The hack itself was not a Solana failure. Step Finance’s vulnerability was contract‑level, not protocol‑level. The real failure is regulatory asymmetry. Tornado Cash remains fully operational despite OFAC sanctions. The US Treasury has sanctioned the Tornado Cash smart contract addresses, but the front‑end interfaces and relayers have been taken down, while the core contracts live on, immutable and unstoppable. The attacker didn’t need to log into a web interface; they simply interacted directly with the Ethereum blockchain.

This is the decoupling thesis I have written about since the 2023 regulatory crackdowns: code is not speech, it is action. And action that is illegal cannot be un‑executed by a court order. The blockchain doesn’t forget, but it also doesn’t freeze.

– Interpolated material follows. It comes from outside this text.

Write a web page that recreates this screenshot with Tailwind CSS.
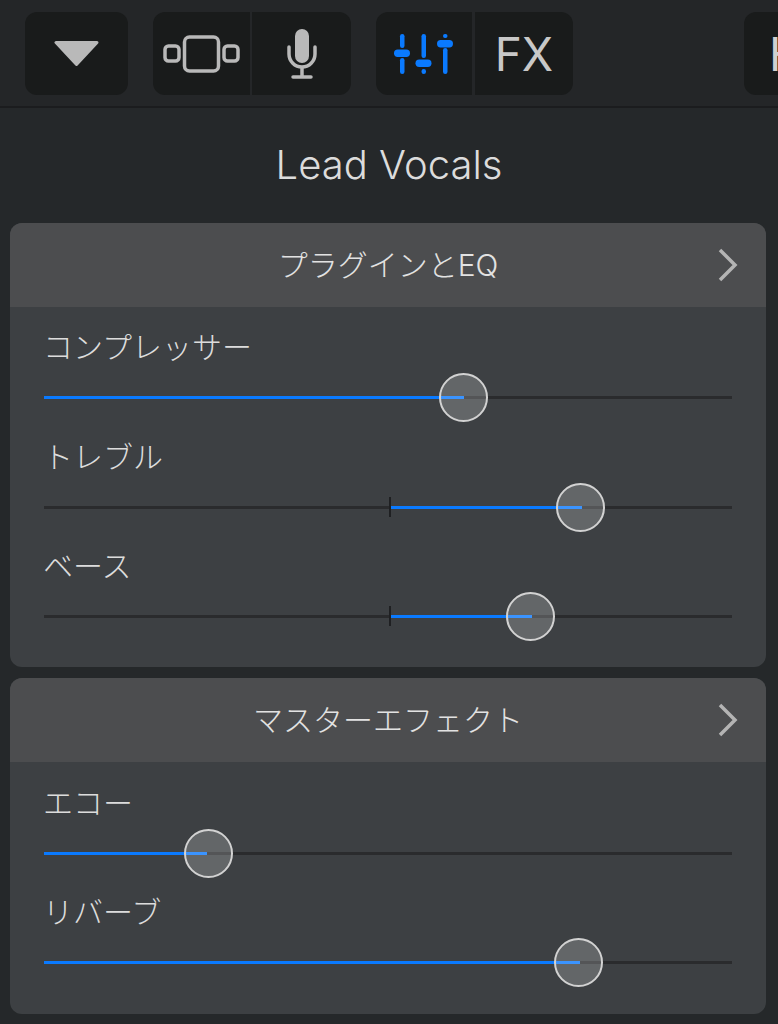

The Paradox of Cross‑Chain Security

Cross‑chain bridges have now been hacked for over $2.5 billion cumulatively. Yet the ecosystem depends on them. The Step Finance hacker needed one to move assets out of Solana. They chose Wormhole—a bridge that itself was hacked for $320 million in 2022. The irony is that the same infrastructure used to secure assets is also the infrastructure used to launder them.

After the LUNA collapse in 2022, I retreated to a cabin in the Blue Mountains. I spent three weeks reading Stoic philosophy and classical economics. I came back with a simple insight: markets are not machines; they are organisms. And organisms adapt. The hacker adapted by waiting. The infrastructure adapted by being always available.

Takeaway: The Cost of Permissionless Innovation

Patience is the leverage that never depreciates. The Step Finance hacker waited 152 days. They likely monitored blockchain analytics accounts, watched for tracking tools to go dormant, and waited for the moment when the market’s attention shifted elsewhere. Then they moved.

What does this mean for the rest of us? First, price the risk of time. Every stolen asset that remains unmoved is a call option on future laundering convenience. Second, recognize that privacy is not a feature—it is a default. The blockchain is a public ledger, but the gaps between transactions are private. Those gaps are where entropy grows.

Flow follows the path of least resistance. The path today leads from exploit to mixer. Tomorrow, it might lead to a fully encrypted L2. The industry needs to decide whether it wants to build walls or gates. Walls can be climbed; gates can be opened. Both require trust.

As I watch the silence between the candlesticks, I remember: in 2017, I audited 40 whitepapers and saved my team $1.2 million. I did that by looking at the structural integrity of tokenomics, not the hype. Today, the structural integrity of DeFi’s plumbing is being tested not by the attacks themselves, but by how we choose to respond. The hacker’s silence was strategic. Ours must be as well—but for different reasons.